If you went to grade school in Alberta or recently had a child in playschool, you’re probably fairly knowledgable about what to do if your house is on fire due to the annual visit to the firehall. But would you know what to do if there is carbon monoxide in your home?
To begin with, we all know a smoke detector won’t detect carbon monoxide and that you must buy a separate alarm, but many Canadians neglect to purchase one.
Carbon monoxide (CO) is odourless, colourless, tasteless – and very poisonous. CO poising suffocates you from the inside by stopping your blood from absorbing oxygen and exposure to high levels of CO can cause brain damage or even death. If that’s enough to send you on a trip to the hardware store, here’s some guidelines for installation:
- Install at least one CO alarm, preferably outside upstairs bedrooms. Don’t install your CO alarm directly above your furnace or water heater
- Your CO alarm should be approved by a recognized certification body accredited by the Standards Council of Canada, and should carry the appropriate Certification Mark for Canada.
- When you change your clocks in October and May, test your alarm and change the batteries
- Keep in mind that CO alarms have a limited life. If you have a battery-operated CO alarm, be aware the lifespan of its batteries and sensors.
What should you do If your carbon monoxide alarm sounds?
- Open windows and doors to let fresh air in
- Ask everyone in your household if they are experiencing any of the following symptoms of CO exposure:
Drowsiness or fatigue
Loss of coordination
If someone shows symptoms, leave the building immediately and seek medical help and call 911 or your local fire department.

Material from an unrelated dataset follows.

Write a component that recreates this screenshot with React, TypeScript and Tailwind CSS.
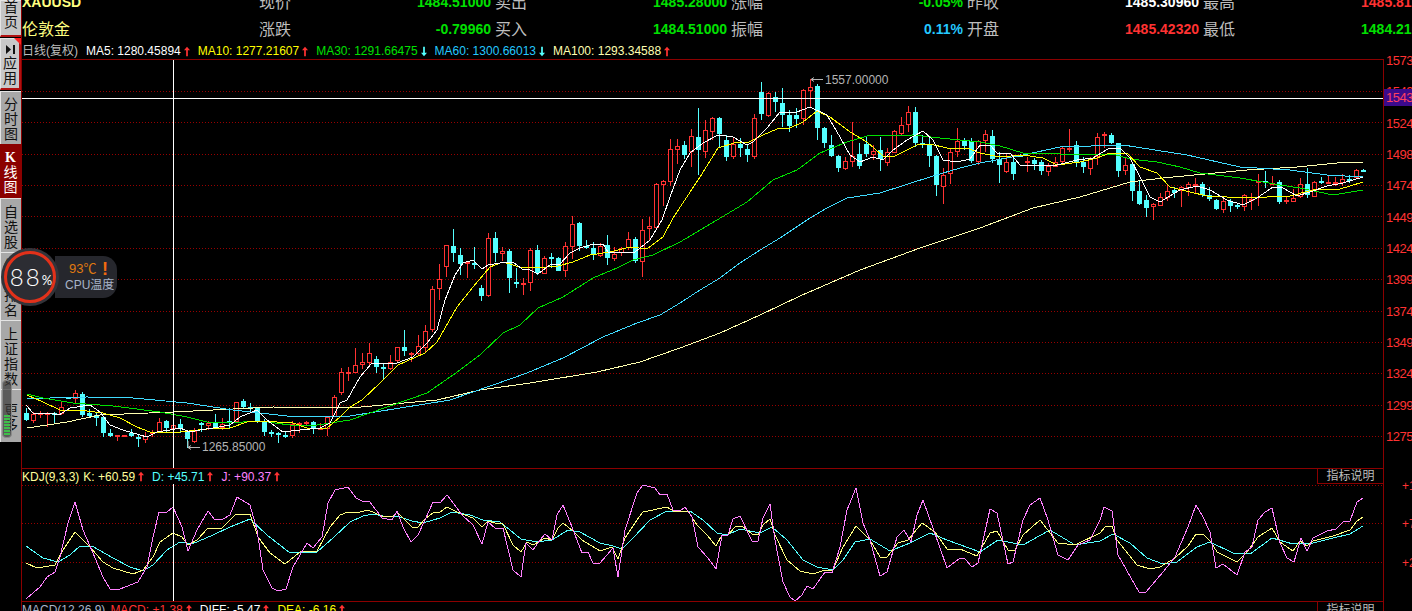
const UP = "#ff3232";
const DOWN = "#54ffff";

// top, bottom, high, low, 1 = falling (filled cyan)
const candles: number[][] = [
  [413,420,408,421,1],[414,420,412,423,0],[413,414,411,418,0],[413,414,412,427,0],[413,414,412,424,1],[407,413,401,415,0],[397,399,397,399,1],[393,398,390,403,0],
  [394,415,392,417,1],[413,416,409,417,1],[415,418,413,426,1],[417,433,417,437,1],[433,436,429,437,1],[435,435,435,441,0],[435,435,435,436,0],[433,436,429,437,1],
  [437,439,435,447,1],[436,439,432,443,0],[432,432,430,437,0],[422,431,418,433,0],[421,428,420,432,1],[425,428,422,432,0],[424,429,419,433,1],[432,439,430,448,1],
  [431,441,428,443,0],[423,425,422,432,1],[423,425,421,430,0],[423,427,414,428,1],[424,427,418,430,0],[421,422,408,428,1],[402,421,402,422,0],[401,407,399,408,1],
  [407,407,403,413,1],[407,421,407,423,1],[421,432,419,436,1],[432,433,430,437,1],[433,434,432,443,1],[435,435,432,438,1],[424,435,421,438,0],[423,423,422,433,0],
  [422,422,421,425,0],[422,428,421,434,1],[428,428,423,430,0],[417,428,416,436,0],[397,416,395,417,0],[372,392,368,395,0],[372,373,367,381,0],[365,372,348,372,0],
  [362,364,353,369,0],[353,362,343,367,0],[359,367,356,373,1],[367,368,364,379,1],[362,368,355,370,0],[347,360,347,363,0],[347,351,330,356,1],[353,354,352,362,0],
  [346,353,335,355,0],[331,347,325,352,0],[289,329,286,332,0],[279,288,264,300,0],[245,266,245,277,0],[246,253,229,262,1],[255,264,248,275,1],[262,263,262,278,0],
  [263,265,247,269,1],[288,296,285,301,1],[238,295,233,297,0],[238,253,232,262,1],[251,253,247,261,0],[251,278,249,293,1],[282,284,268,288,1],[283,284,278,295,0],
  [250,282,248,291,0],[250,273,245,275,1],[258,273,256,273,0],[257,258,253,268,1],[258,271,257,271,1],[246,270,242,277,0],[224,246,216,259,0],[223,246,222,251,1],
  [246,247,240,249,1],[248,255,242,260,1],[246,255,243,257,0],[245,258,235,265,1],[254,258,247,261,0],[248,252,247,256,0],[239,247,232,250,0],[239,261,237,263,1],
  [230,261,219,277,0],[226,228,217,240,0],[184,227,183,228,0],[181,184,180,206,0],[149,181,139,186,0],[146,149,139,164,0],[145,155,141,159,1],[136,151,129,167,0],
  [137,150,108,175,1],[130,151,120,158,0],[118,131,117,140,0],[118,134,117,147,1],[140,157,135,161,1],[144,156,138,159,0],[144,148,138,157,1],[149,155,145,162,1],
  [118,156,114,159,0],[92,114,82,120,1],[93,115,92,117,0],[97,102,92,112,1],[103,115,88,127,1],[115,126,110,132,1],[115,119,108,128,1],[90,118,89,125,0],
  [87,90,79,108,0],[86,128,84,140,1],[128,143,127,148,1],[145,156,135,157,1],[156,168,155,172,1],[161,168,157,170,0],[156,161,122,167,0],[154,166,143,169,1],
  [144,154,137,157,1],[151,154,145,160,0],[150,159,137,171,1],[152,162,148,166,0],[131,152,130,153,0],[125,133,117,135,0],[112,124,106,132,0],[112,143,107,147,1],
  [143,144,135,148,1],[144,156,137,167,1],[156,185,155,196,1],[175,186,168,204,0],[152,173,148,184,0],[141,151,128,157,0],[141,146,138,150,1],[141,161,138,163,1],
  [141,161,140,165,0],[134,140,130,152,0],[136,159,130,163,1],[159,165,152,183,1],[162,171,153,173,0],[162,174,155,180,1],[155,156,154,157,1],[161,162,157,172,0],
  [160,164,158,170,1],[162,171,160,175,1],[166,171,163,176,0],[162,166,157,167,0],[148,161,147,165,0],[148,149,129,152,0],[145,162,141,167,1],[162,167,157,173,1],
  [159,168,157,175,0],[137,156,133,165,0],[134,135,132,148,0],[135,143,133,144,1],[143,171,143,177,1],[165,170,158,175,0],[164,191,163,201,1],[191,204,180,205,1],
  [200,208,195,217,1],[204,206,203,220,0],[197,205,193,205,0],[191,197,184,201,0],[190,193,187,198,1],[187,190,186,207,0],[184,187,182,196,0],[184,185,178,194,0],
  [184,195,182,197,1],[195,199,187,201,1],[200,209,199,210,1],[201,209,198,213,0],[201,206,199,212,1],[205,206,204,209,1],[195,206,194,211,0],[199,200,193,210,0],
  [181,182,174,206,0],[181,182,171,188,1],[183,184,176,185,0],[182,202,180,204,1],[200,201,196,204,0],[198,201,189,202,0],[184,196,178,198,0],[184,195,168,198,1],
  [182,196,181,197,0],[181,182,177,184,1],[182,183,176,184,0],[182,183,177,186,0],[179,182,174,186,0],[179,180,175,183,1],[170,177,169,179,0],[170,171,169,171,1],
];

const ma5 = "26,405 33,413 50,413 59,415 70,408 90,405 100,412 110,425 123,430 140,435 147,437 157,432 170,430 180,428 190,432 200,430 213,428 230,425 240,417 257,410 267,420 283,432 300,430 320,428 330,423 340,403 347,400 360,377 372,363 397,363 413,357 427,343 437,330 445,300 455,275 463,263 473,260 482,269 488,265 500,263 513,262 522,269 530,270 538,274 550,265 560,264 570,253 580,248 590,245 603,244 608,252 623,252 635,252 650,240 662,220 670,197 680,170 690,153 703,143 718,135 733,137 747,145 753,142 767,128 780,112 797,112 810,107 827,115 840,137 850,155 860,162 873,157 883,160 893,150 907,140 923,131 933,140 943,160 957,162 970,159 980,145 990,145 997,153 1010,153 1020,165 1040,165 1057,165 1077,160 1093,158 1108,149 1120,148 1130,158 1140,177 1150,197 1160,202 1180,190 1197,186 1210,190 1227,200 1243,205 1257,198 1273,187 1283,188 1297,196 1310,192 1327,186 1343,183 1363,177";
const ma10 = "27,395 43,402 60,410 87,411 103,413 120,418 137,427 150,432 180,432 207,429 230,428 250,421 277,422 293,423 307,428 327,428 340,417 350,407 362,400 380,383 398,365 425,353 437,342 457,307 473,287 490,267 503,262 523,268 547,267 558,266 573,262 590,255 610,252 630,247 647,249 663,237 673,218 700,177 718,148 737,142 747,143 763,135 777,129 790,128 803,122 817,111 830,117 850,132 867,142 883,156 893,157 917,145 930,144 947,148 967,148 980,153 1000,157 1023,155 1043,158 1057,165 1080,162 1097,158 1110,153 1127,153 1140,167 1157,173 1170,187 1190,192 1207,196 1247,198 1267,197 1290,196 1313,190 1340,189 1350,186 1363,182";
const ma30 = "27,394 43,398 73,403 113,406 160,412 187,417 207,422 227,423 260,421 290,425 317,425 350,420 410,399 427,393 453,375 480,355 503,333 520,325 538,308 563,297 593,278 617,268 633,260 653,255 680,242 717,220 747,202 773,180 797,170 820,153 847,142 867,136 913,135 940,138 980,142 1000,146 1023,153 1060,154 1113,154 1130,159 1157,162 1180,167 1200,173 1240,178 1280,185 1300,188 1333,195 1363,190";
const ma60 = "27,398 50,398 87,397 133,398 187,403 233,410 287,416 350,416 450,400 493,385 527,373 563,358 603,337 637,323 660,315 680,303 700,290 720,278 740,263 760,250 780,238 807,220 827,208 847,198 880,193 905,185 933,176 960,168 980,163 1023,155 1060,147 1123,145 1187,155 1240,167 1290,170 1327,175 1363,177";
const ma100 = "27,428 67,422 100,415 173,412 273,407 350,408 437,400 480,390 530,383 597,372 640,362 680,348 720,333 760,315 800,296 860,270 920,248 980,228 1033,208 1080,197 1130,182 1163,178 1247,170 1297,167 1347,162 1363,162";

const kdjJ = "26,599 40,587 47,577 55,572 60,557 68,523 75,502 83,530 93,553 103,577 110,589 120,589 138,582 147,567 153,537 159,512 167,512 173,507 182,527 188,551 197,530 208,511 215,520 223,519 230,515 237,497 250,505 257,530 263,570 272,588 278,591 286,589 293,567 307,543 313,548 322,537 328,503 335,490 348,487 356,498 362,501 370,502 382,518 392,520 397,511 403,527 411,542 418,535 425,520 433,502 440,503 447,495 457,508 462,515 473,525 482,544 488,522 495,528 503,528 513,570 521,577 526,543 533,550 540,540 545,534 552,540 557,515 563,505 572,527 582,553 588,552 593,563 600,563 613,548 618,577 625,530 637,493 643,485 655,488 660,495 667,494 673,510 680,511 685,507 692,517 698,547 708,558 716,569 722,535 728,535 733,519 740,516 752,541 758,541 763,518 770,504 775,540 783,582 790,597 795,601 802,595 807,586 813,589 825,572 832,573 840,547 847,510 856,488 863,523 870,540 880,576 887,572 897,537 904,530 911,542 917,515 923,500 933,528 947,568 960,558 965,559 972,567 978,563 990,509 997,513 1008,564 1013,562 1023,520 1030,505 1040,498 1048,520 1058,555 1068,560 1078,545 1090,540 1100,520 1104,507 1112,511 1118,555 1139,592 1146,592 1163,572 1175,557 1188,527 1196,505 1203,517 1210,532 1216,568 1223,564 1237,575 1245,552 1252,547 1258,520 1265,512 1272,508 1280,543 1287,558 1294,562 1301,538 1307,551 1313,538 1327,531 1336,529 1343,522 1350,521 1357,502 1363,498";
const kdjK = "26,563 37,568 55,565 63,550 75,532 90,547 103,562 113,568 133,574 143,570 153,557 160,542 173,533 182,537 188,545 197,540 208,528 222,528 235,515 250,514 258,537 270,553 285,564 300,552 317,551 330,527 340,515 348,512 360,512 368,510 382,516 392,517 397,512 412,527 418,527 425,519 433,513 440,512 447,507 457,512 473,518 482,527 488,521 495,523 503,524 513,545 521,552 527,542 533,545 545,538 552,540 558,528 563,523 573,531 582,540 600,551 612,547 618,559 625,538 637,520 643,512 667,507 675,512 688,511 697,525 707,535 716,546 722,535 728,535 735,527 742,526 752,534 758,535 763,525 770,519 775,535 787,560 800,571 813,574 825,570 833,570 843,547 856,526 870,540 880,557 887,557 898,543 908,540 922,523 935,532 947,549 960,549 977,556 990,533 997,531 1008,550 1015,550 1023,535 1040,520 1058,543 1075,545 1100,533 1105,527 1112,526 1117,540 1137,565 1150,569 1160,567 1175,558 1188,546 1196,534 1203,534 1211,542 1217,552 1237,562 1247,552 1258,537 1272,528 1280,542 1293,551 1300,541 1307,546 1313,541 1333,536 1350,530 1357,521 1363,517";
const kdjD = "26,546 43,558 58,562 70,555 80,546 92,546 113,558 130,567 143,571 153,565 167,550 180,542 192,544 213,535 230,527 250,519 267,535 290,553 317,552 333,538 350,522 363,516 373,514 383,516 397,516 412,521 423,523 440,518 452,512 470,515 483,520 500,522 510,530 521,539 537,542 552,540 568,530 580,532 600,543 613,546 622,549 633,538 650,520 667,511 690,511 703,520 717,533 727,535 740,529 760,533 772,527 787,540 803,560 817,567 833,570 843,560 855,542 870,539 890,551 910,543 930,533 947,540 980,552 998,540 1023,545 1050,530 1075,545 1100,541 1113,534 1130,543 1147,558 1163,564 1177,562 1197,547 1210,542 1233,553 1250,554 1272,538 1293,544 1313,543 1333,538 1350,534 1363,526";

const mainGrid = [91, 122, 154, 185, 216, 248, 279, 311, 342, 373, 405, 436];
const kdjGrid = [485, 523, 562];
const prices = ["1573", "1549", "1524", "1498", "1474", "1449", "1424", "1399", "1374", "1349", "1324", "1299", "1275"];

const Arrow = ({ down }: { down?: boolean }) => (
  <svg width="6" height="11" viewBox="0 0 7 11" className="ml-[3px] shrink-0">
    <path
      d={down ? "M2.5 0h2v7h2.5L3.5 11 0 7h2.5z" : "M3.5 0 7 4H4.5v7h-2V4H0z"}
      fill={down ? DOWN : UP}
    />
  </svg>
);

const Tab = ({ lines, className, icon }: { lines: string[]; className: string; icon?: boolean }) => (
  <div className={`relative flex w-[21px] shrink-0 flex-col items-center justify-center border-t border-l border-[#e4e4e4] pt-[3px] text-[14px] leading-[15px] ${className}`}>
    {icon && (
      <svg width="9" height="9" viewBox="0 0 9 9" className="mb-[2px]">
        <path d="M0 0 5 4.5 0 9z M7 0h2v9H7z" fill="#111" />
      </svg>
    )}
    {lines.map((l, i) => (
      <span key={i} className={l === "K" ? "font-['Liberation_Serif'] font-bold" : ""}>
        {l}
      </span>
    ))}
  </div>
);

const Sidebar = () => (
  <div className="flex h-full w-[22px] shrink-0 flex-col border-r border-[#8b0000] bg-black">
    <Tab lines={["首", "页"]} className="h-[37px] border-b-2 border-b-[#b01010] bg-[#c4c4c4] pb-[9px] text-[#111]" />
    <div className="relative mt-px">
      <Tab icon lines={["应", "用"]} className="h-[52px] border-r-2 border-b-2 border-r-[#b01010] border-b-[#b01010] bg-[#c8c8c8] text-[#111]" />
      <div className="absolute top-0 right-0 h-0 w-0 border-t-[7px] border-l-[7px] border-t-[#ff2020] border-l-transparent" />
    </div>
    <Tab lines={["分", "时", "图"]} className="mt-px h-[53px] bg-[#a8a8a8] text-[#111]" />
    <Tab lines={["K", "线", "图"]} className="h-[54px] border-none bg-[#8b0000] text-white" />
    <Tab lines={["自", "选", "股"]} className="h-[54px] bg-[#a8a8a8] text-[#111]" />
    <Tab lines={["综", "合", "排", "名"]} className="h-[68px] bg-[#a8a8a8] text-[#111]" />
    <Tab lines={["上", "证", "指", "数"]} className="h-[69px] bg-[#a8a8a8] text-[#111]" />
    <Tab lines={["更", "多"]} className="h-[53px] bg-[#a8a8a8] text-[#111]" />
  </div>
);

const QuoteCell = ({ label, value, color }: { label: string; value: string; color: string }) => (
  <div className="flex w-[236px] shrink-0 items-center justify-between pr-[4px]">
    <span className="text-[16px] text-[#bdbdbd]">{label}</span>
    <span className={`text-[14px] font-bold ${color}`}>{value}</span>
  </div>
);

const QuoteRow = ({ name, cells, className }: { name: string; cells: [string, string, string][]; className: string }) => (
  <div className="flex h-[27px] items-center">
    <div className={`w-[237px] shrink-0 text-[#ffff80] ${className}`}>{name}</div>
    {cells.map(([label, value, color]) => (
      <QuoteCell key={label} label={label} value={value} color={color} />
    ))}
  </div>
);

const Legend = ({ text, color, down }: { text: string; color: string; down?: boolean }) => (
  <div className="flex items-center">
    <span className={color}>{text}</span>
    <Arrow down={down} />
  </div>
);

const Grid = ({ rows }: { rows: number[] }) => (
  <>
    {rows.map((y) => (
      <line key={y} x1="22" x2="1383" y1={y + 0.5} y2={y + 0.5} stroke="#980000" strokeDasharray="1 2" />
    ))}
  </>
);

const Candles = () => (
  <g shapeRendering="crispEdges">
    {candles.map(([top, bottom, high, low, down], k) => {
      const x = 26.5 + 7 * k;
      const color = down ? DOWN : UP;
      return (
        <g key={k}>
          <line x1={x} x2={x} y1={high} y2={low} stroke={color} />
          {down ? (
            <rect x={x - 2.5} y={top} width="5" height={Math.max(bottom - top, 2)} fill={color} />
          ) : (
            <rect x={x - 2} y={top + 0.5} width="4" height={Math.max(bottom - top, 1)} fill="#000" stroke={color} />
          )}
        </g>
      );
    })}
  </g>
);

const MainChart = () => (
  <svg width="1361" height="408" viewBox="22 60 1361 408" className="block">
    <Grid rows={mainGrid} />
    <Candles />
    <g fill="none" shapeRendering="crispEdges">
      <polyline points={ma100} stroke="#ffffb0" />
      <polyline points={ma60} stroke="#40dcff" />
      <polyline points={ma30} stroke="#00e000" />
      <polyline points={ma10} stroke="#ffff00" />
      <polyline points={ma5} stroke="#ffffff" />
    </g>
    <g shapeRendering="crispEdges" stroke="#ffffff">
      <line x1="173.5" x2="173.5" y1="60" y2="468" />
      <line x1="22" x2="1383" y1="98.5" y2="98.5" />
    </g>
    <path d="M811 79.5h12M811 79.5l3-2M811 79.5l3 2" stroke="#b4b4b4" fill="none" />
    <text x="825" y="84" fontSize="12" fill="#b4b4b4">1557.00000</text>
    <path d="M188 441v6.5h12M188 447.5l3-2M188 447.5l3 2" stroke="#b4b4b4" fill="none" />
    <text x="202" y="451" fontSize="12" fill="#b4b4b4">1265.85000</text>
  </svg>
);

const KdjChart = () => (
  <svg width="1361" height="117" viewBox="22 484 1361 117" className="block">
    <Grid rows={kdjGrid} />
    <g fill="none" shapeRendering="crispEdges">
      <polyline points={kdjD} stroke={DOWN} />
      <polyline points={kdjK} stroke="#ffff80" />
      <polyline points={kdjJ} stroke="#ff80ff" />
    </g>
    <line x1="173.5" x2="173.5" y1="484" y2="601" stroke="#ffffff" shapeRendering="crispEdges" />
  </svg>
);

const HelpTag = () => (
  <div className="flex h-[15px] w-[66px] shrink-0 items-center justify-center border-b border-l border-[#8b0000] text-[12px] text-[#bdbdbd]">
    指标说明
  </div>
);

const CpuWidget = () => (
  <div className="absolute top-[248px] left-px z-10 flex items-center">
    <div className="z-10 flex h-[58px] w-[58px] items-center justify-center rounded-full bg-[#33343a]">
      <div className="flex h-[52px] w-[52px] items-center justify-center rounded-full border-[3px] border-[#e2311a] bg-[#2c2d33] pl-[2px] font-['Lato'] text-white">
        <span className="text-[24px] leading-none tracking-[2px] font-light">88</span>
        <span className="mt-[6px] text-[13px] leading-none">%</span>
      </div>
    </div>
    <div className="-ml-[4px] flex h-[42px] w-[62px] flex-col justify-center rounded-r-[14px] bg-[#26272d] pl-[10px]">
      <div className="flex items-center justify-between pr-[9px] pl-[4px] text-[13px] leading-[16px] text-[#e07a10]">
        <span>93℃</span>
        <span className="text-[18px] font-black text-[#f26a10]">!</span>
      </div>
      <span className="text-[12px] leading-[16px] whitespace-nowrap text-[#a8b4c8]">CPU温度</span>
    </div>
  </div>
);

const VolumeGauge = () => (
  <div className="absolute top-[380px] left-[2px] z-10 flex h-[58px] w-[10px] flex-col justify-end gap-px rounded-[4px] border border-[#8a8a8a] bg-[#3a3a3a]/70 px-px pb-[2px]">
    {Array.from({ length: 7 }).map((_, i) => (
      <div key={i} className="h-[2px] bg-[#3fbf4a]" />
    ))}
  </div>
);

export default function App() {
  return (
    <div className="relative flex h-[611px] w-[1412px] overflow-hidden bg-black font-['Liberation_Sans','Noto_Sans_CJK_SC',sans-serif] text-[12px]">
      <Sidebar />
      <VolumeGauge />
      <CpuWidget />

      <div className="flex min-w-0 flex-1 flex-col">
        <div className="-mt-[11px] shrink-0 overflow-hidden">
          <QuoteRow
            name="XAUUSD"
            className="text-[14px] font-bold"
            cells={[
              ["现价", "1484.51000", "text-[#00e000]"],
              ["卖出", "1485.28000", "text-[#00e000]"],
              ["涨幅", "-0.05%", "text-[#00e000]"],
              ["昨收", "1485.30960", "text-white"],
              ["最高", "1485.81000", "text-[#ff3232]"],
            ]}
          />
          <QuoteRow
            name="伦敦金"
            className="text-[16px]"
            cells={[
              ["涨跌", "-0.79960", "text-[#00e000]"],
              ["买入", "1484.51000", "text-[#00e000]"],
              ["振幅", "0.11%", "text-[#24c8ff]"],
              ["开盘", "1485.42320", "text-[#ff3232]"],
              ["最低", "1484.21000", "text-[#00e000]"],
            ]}
          />
        </div>

        <div className="flex h-[16px] shrink-0 items-center gap-2">
          <span className="w-[56px] whitespace-nowrap text-[#bdbdbd]">日线(复权)</span>
          <Legend text="MA5: 1280.45894" color="text-white" />
          <Legend text="MA10: 1277.21607" color="text-[#ffff00]" />
          <Legend text="MA30: 1291.66475" color="text-[#00e000]" down />
          <Legend text="MA60: 1300.66013" color="text-[#24c8ff]" down />
          <Legend text="MA100: 1293.34588" color="text-[#ffffb0]" />
        </div>

        <div className="flex min-h-0 flex-1">
          <div className="flex w-[1361px] shrink-0 flex-col">
            <div className="border-t border-[#8b0000]">
              <MainChart />
            </div>
            <div className="border-t border-[#8b0000]">
              <div className="flex h-[15px] items-center justify-between">
                <div className="flex items-center gap-2">
                  <span className="mr-[-4px] text-[#ffff9a]">KDJ(9,3,3)</span>
                  <Legend text="K: +60.59" color="text-[#ffff9a]" />
                  <Legend text="D: +45.71" color="text-[#54ffff]" />
                  <Legend text="J: +90.37" color="text-[#ff80ff]" />
                </div>
                <HelpTag />
              </div>
              <KdjChart />
            </div>
            <div className="border-t border-[#8b0000]">
              <div className="flex h-[15px] items-center justify-between">
                <div className="flex items-center gap-2">
                  <span className="mr-[-3px] text-[#a8b4c8]">MACD(12,26,9)</span>
                  <Legend text="MACD: +1.38" color="text-[#ff3232]" />
                  <Legend text="DIFF: -5.47" color="text-white" />
                  <Legend text="DEA: -6.16" color="text-[#ffff00]" />
                </div>
                <div className="flex h-[15px] w-[66px] shrink-0 items-center justify-center border-l border-[#8b0000] text-[12px] text-[#bdbdbd]">
                  指标说明
                </div>
              </div>
            </div>
          </div>

          <div className="relative flex w-[29px] shrink-0 flex-col border-l border-[#8b0000] text-[#ff3232]">
            <div className="-mt-[14px] flex flex-col overflow-hidden pl-[2px] text-[13px] tracking-[-0.5px]">
              {prices.map((p) => (
                <div key={p} className="flex h-[31.33px] shrink-0 items-center">
                  {p}
                </div>
              ))}
            </div>
            <div className="absolute top-[30px] left-0 flex h-[17px] w-[28px] items-center bg-[#3c0a8c] pl-[2px] text-[13px] tracking-[-0.5px] text-[#ff4060]">
              1543
            </div>
            <div className="mt-[14px] flex flex-col overflow-hidden pl-[18px] text-[12px] whitespace-nowrap">
              <div className="flex h-[38.5px] shrink-0 items-center">+100</div>
              <div className="flex h-[38.5px] shrink-0 items-center">+75</div>
              <div className="flex h-[38.5px] shrink-0 items-center">+25</div>
            </div>
          </div>
        </div>
      </div>
    </div>
  );
}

If you experience these symptoms inside, but feel better outdoors or away from home, you should request a CO blood test from your doctor, to determine if you were in fact exposed to carbon monoxide.
If no one has symptoms:
Reset your CO alarm and check its batteries. Keep windows and doors open to get fresh air circulating. Check to see that the damper is open on any wood burning fireplaces.
If your alarm continues to sound and you can’t find the cause, leave your windows and doors open and call an HVAC contractor to check your natural gas equipment. If an HVAC contractor isn’t available, call your local fire department
Most of all, remember CO alarms should actually be your secondary line of defense.
The regular inspection of your fuel-burning equipment and appliances by a licensed Heating, Ventilation and Air Conditioning (HVAC) contractor is the most important step in preventing the dangers of CO build up in the first place.